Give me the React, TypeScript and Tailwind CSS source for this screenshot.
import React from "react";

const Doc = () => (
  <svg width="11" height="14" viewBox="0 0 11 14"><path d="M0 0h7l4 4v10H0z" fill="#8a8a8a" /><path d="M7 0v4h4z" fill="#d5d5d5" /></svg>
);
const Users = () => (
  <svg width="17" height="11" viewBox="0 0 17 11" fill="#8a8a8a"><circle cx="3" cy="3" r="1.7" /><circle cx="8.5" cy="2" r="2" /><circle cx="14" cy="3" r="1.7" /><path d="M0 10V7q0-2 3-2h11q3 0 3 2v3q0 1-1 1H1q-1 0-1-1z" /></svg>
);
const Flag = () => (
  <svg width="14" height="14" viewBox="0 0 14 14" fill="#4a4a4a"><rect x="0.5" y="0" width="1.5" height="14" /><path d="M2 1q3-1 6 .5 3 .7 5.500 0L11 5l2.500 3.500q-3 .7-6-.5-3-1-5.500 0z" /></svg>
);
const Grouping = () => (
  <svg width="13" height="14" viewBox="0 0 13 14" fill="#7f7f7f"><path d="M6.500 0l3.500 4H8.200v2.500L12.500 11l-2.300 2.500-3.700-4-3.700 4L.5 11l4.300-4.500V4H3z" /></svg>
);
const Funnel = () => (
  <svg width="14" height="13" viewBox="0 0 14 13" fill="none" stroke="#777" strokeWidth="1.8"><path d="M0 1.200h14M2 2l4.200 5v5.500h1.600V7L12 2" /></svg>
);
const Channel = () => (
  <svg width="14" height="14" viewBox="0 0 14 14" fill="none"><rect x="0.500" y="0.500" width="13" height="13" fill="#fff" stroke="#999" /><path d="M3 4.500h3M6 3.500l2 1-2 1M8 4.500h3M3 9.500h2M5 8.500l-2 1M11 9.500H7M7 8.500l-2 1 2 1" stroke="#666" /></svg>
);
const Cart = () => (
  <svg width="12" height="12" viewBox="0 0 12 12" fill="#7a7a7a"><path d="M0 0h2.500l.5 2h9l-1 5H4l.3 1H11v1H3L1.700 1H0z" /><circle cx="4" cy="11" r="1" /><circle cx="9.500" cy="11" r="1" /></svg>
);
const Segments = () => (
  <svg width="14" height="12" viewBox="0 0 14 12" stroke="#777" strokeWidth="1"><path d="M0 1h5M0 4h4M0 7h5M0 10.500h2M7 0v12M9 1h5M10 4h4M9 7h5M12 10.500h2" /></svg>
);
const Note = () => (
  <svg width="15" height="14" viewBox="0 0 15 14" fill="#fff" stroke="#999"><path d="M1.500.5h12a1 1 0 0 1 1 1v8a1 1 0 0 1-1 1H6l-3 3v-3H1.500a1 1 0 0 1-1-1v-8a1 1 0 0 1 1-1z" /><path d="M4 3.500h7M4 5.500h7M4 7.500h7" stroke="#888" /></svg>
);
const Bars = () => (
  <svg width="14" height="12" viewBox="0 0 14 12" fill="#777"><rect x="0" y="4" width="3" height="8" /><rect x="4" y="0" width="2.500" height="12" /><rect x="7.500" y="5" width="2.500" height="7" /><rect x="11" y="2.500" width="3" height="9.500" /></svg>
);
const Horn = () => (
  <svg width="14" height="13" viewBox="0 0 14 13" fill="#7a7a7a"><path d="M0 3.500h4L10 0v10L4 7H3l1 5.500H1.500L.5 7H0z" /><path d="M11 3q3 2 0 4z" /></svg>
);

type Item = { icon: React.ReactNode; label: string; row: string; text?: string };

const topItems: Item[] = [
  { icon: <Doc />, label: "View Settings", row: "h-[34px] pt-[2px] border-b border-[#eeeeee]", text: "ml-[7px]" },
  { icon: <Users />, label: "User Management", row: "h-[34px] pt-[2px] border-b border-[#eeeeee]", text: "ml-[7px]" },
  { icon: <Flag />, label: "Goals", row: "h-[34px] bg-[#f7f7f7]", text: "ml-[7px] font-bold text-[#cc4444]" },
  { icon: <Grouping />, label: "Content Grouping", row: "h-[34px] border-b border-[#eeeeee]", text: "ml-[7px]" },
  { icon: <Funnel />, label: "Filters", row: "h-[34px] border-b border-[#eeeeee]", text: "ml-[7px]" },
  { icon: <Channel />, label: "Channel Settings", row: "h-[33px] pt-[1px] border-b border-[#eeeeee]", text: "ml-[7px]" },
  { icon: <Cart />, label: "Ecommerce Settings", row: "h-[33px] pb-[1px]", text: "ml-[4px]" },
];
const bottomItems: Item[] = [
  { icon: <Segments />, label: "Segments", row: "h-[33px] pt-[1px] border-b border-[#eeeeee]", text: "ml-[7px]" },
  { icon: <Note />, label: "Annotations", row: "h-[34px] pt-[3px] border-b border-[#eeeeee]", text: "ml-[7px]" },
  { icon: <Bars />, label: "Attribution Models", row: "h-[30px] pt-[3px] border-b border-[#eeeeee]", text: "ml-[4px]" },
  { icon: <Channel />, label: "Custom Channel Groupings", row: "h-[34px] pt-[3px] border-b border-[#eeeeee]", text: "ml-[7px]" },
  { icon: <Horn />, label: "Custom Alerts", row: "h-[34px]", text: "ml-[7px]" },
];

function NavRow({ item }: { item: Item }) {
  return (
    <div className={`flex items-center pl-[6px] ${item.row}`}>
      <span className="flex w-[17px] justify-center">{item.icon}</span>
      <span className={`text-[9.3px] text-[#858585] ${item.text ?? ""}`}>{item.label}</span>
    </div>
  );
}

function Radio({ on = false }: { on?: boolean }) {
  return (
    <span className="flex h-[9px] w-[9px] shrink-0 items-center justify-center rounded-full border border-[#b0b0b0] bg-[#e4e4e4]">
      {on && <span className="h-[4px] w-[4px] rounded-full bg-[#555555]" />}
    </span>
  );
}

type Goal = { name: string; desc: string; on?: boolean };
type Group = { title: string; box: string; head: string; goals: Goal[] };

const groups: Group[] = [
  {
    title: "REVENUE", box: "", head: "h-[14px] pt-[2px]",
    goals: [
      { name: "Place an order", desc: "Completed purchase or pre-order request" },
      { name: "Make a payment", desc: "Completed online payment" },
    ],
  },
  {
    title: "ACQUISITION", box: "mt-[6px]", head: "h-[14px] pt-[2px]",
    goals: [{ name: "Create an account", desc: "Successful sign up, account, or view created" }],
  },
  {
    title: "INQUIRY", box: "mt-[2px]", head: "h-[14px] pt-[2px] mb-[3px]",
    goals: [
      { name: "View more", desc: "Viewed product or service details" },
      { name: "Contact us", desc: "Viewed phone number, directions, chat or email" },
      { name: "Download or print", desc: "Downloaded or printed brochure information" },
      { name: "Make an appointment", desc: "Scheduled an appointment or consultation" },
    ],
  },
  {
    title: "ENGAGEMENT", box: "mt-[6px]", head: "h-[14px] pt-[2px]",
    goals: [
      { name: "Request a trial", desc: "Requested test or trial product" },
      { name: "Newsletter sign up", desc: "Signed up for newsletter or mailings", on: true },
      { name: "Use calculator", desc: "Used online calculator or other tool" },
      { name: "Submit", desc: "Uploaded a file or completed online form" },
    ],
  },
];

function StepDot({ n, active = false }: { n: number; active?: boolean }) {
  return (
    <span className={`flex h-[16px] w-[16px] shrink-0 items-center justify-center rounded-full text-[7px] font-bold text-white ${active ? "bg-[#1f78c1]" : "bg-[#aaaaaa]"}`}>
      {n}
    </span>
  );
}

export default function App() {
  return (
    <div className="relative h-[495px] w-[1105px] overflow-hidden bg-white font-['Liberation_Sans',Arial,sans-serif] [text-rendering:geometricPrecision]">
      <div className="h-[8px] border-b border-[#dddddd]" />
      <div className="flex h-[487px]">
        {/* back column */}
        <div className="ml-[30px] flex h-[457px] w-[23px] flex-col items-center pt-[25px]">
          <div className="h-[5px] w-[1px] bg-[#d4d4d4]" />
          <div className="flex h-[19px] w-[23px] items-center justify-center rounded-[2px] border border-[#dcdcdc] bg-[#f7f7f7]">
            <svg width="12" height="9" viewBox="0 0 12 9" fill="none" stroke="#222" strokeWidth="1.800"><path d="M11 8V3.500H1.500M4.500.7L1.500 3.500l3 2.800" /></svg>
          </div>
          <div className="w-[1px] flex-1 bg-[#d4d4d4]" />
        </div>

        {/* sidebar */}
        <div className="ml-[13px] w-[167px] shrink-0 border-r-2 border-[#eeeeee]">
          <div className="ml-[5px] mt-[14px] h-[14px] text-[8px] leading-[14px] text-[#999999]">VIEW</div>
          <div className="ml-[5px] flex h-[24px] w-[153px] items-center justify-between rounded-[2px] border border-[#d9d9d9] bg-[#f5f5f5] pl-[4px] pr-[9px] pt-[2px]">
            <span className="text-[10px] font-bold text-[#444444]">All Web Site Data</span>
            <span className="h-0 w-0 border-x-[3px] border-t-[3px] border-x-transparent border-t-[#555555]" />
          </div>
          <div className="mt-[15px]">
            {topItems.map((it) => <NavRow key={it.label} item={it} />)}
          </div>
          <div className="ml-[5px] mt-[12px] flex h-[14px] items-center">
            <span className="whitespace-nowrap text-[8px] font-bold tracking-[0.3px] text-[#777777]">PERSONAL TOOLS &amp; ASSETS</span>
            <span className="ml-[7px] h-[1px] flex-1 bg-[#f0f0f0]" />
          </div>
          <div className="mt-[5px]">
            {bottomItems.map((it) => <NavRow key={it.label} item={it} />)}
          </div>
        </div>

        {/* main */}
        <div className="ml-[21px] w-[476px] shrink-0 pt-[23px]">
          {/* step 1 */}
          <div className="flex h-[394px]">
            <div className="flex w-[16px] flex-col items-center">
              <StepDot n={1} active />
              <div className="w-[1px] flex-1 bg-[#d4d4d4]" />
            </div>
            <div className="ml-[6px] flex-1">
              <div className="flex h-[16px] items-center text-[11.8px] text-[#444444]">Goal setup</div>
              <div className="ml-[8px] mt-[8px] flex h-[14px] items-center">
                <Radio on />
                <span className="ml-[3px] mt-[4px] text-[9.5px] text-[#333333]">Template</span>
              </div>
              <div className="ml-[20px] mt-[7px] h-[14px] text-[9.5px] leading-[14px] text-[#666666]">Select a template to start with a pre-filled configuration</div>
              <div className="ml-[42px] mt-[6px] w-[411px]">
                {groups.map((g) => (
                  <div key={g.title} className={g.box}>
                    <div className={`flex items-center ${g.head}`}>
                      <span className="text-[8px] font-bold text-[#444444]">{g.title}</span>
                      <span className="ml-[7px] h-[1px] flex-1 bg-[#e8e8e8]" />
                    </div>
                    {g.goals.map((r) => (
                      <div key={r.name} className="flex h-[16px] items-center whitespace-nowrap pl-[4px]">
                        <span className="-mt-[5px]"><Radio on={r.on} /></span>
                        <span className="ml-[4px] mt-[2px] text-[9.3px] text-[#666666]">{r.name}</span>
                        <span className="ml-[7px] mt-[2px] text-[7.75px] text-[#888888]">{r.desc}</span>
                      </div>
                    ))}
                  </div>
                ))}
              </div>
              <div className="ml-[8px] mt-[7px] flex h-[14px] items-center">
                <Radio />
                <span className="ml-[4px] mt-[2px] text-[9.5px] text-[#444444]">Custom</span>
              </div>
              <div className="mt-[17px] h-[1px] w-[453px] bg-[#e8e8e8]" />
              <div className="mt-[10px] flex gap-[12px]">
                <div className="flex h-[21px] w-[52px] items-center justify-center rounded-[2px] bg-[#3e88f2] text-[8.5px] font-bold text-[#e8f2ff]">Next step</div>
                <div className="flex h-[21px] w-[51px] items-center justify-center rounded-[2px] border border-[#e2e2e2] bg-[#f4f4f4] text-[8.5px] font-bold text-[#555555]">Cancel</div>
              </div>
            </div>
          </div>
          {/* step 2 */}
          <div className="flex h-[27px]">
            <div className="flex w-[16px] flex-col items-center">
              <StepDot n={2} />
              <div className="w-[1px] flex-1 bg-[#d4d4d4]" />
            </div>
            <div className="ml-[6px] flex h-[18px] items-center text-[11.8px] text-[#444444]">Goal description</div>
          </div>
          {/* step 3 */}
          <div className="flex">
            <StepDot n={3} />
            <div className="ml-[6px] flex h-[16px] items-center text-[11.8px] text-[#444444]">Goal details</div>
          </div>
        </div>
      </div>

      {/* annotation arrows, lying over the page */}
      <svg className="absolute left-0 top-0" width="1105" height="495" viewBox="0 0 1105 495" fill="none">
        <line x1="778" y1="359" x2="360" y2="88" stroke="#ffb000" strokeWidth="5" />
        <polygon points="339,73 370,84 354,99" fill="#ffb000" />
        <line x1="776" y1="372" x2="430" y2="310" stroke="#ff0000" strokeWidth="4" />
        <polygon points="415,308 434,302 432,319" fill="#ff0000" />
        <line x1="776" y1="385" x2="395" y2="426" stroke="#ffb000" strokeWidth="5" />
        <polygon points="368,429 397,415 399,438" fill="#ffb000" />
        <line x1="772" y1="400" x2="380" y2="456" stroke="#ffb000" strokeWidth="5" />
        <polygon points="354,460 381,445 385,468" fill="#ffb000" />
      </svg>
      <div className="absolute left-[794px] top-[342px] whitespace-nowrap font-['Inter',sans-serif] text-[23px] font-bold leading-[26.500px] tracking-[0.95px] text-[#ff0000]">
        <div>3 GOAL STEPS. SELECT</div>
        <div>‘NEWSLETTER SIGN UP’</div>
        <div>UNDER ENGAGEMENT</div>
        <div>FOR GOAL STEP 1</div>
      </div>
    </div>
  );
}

**TASK TO CARRY OUT:** Look through the material above. Copy each line where the word "React" appears.

**CORRECT OUTPUT:**
Give me the React, TypeScript and Tailwind CSS source for this screenshot.
import React from "react";
type Item = { icon: React.ReactNode; label: string; row: string; text?: string };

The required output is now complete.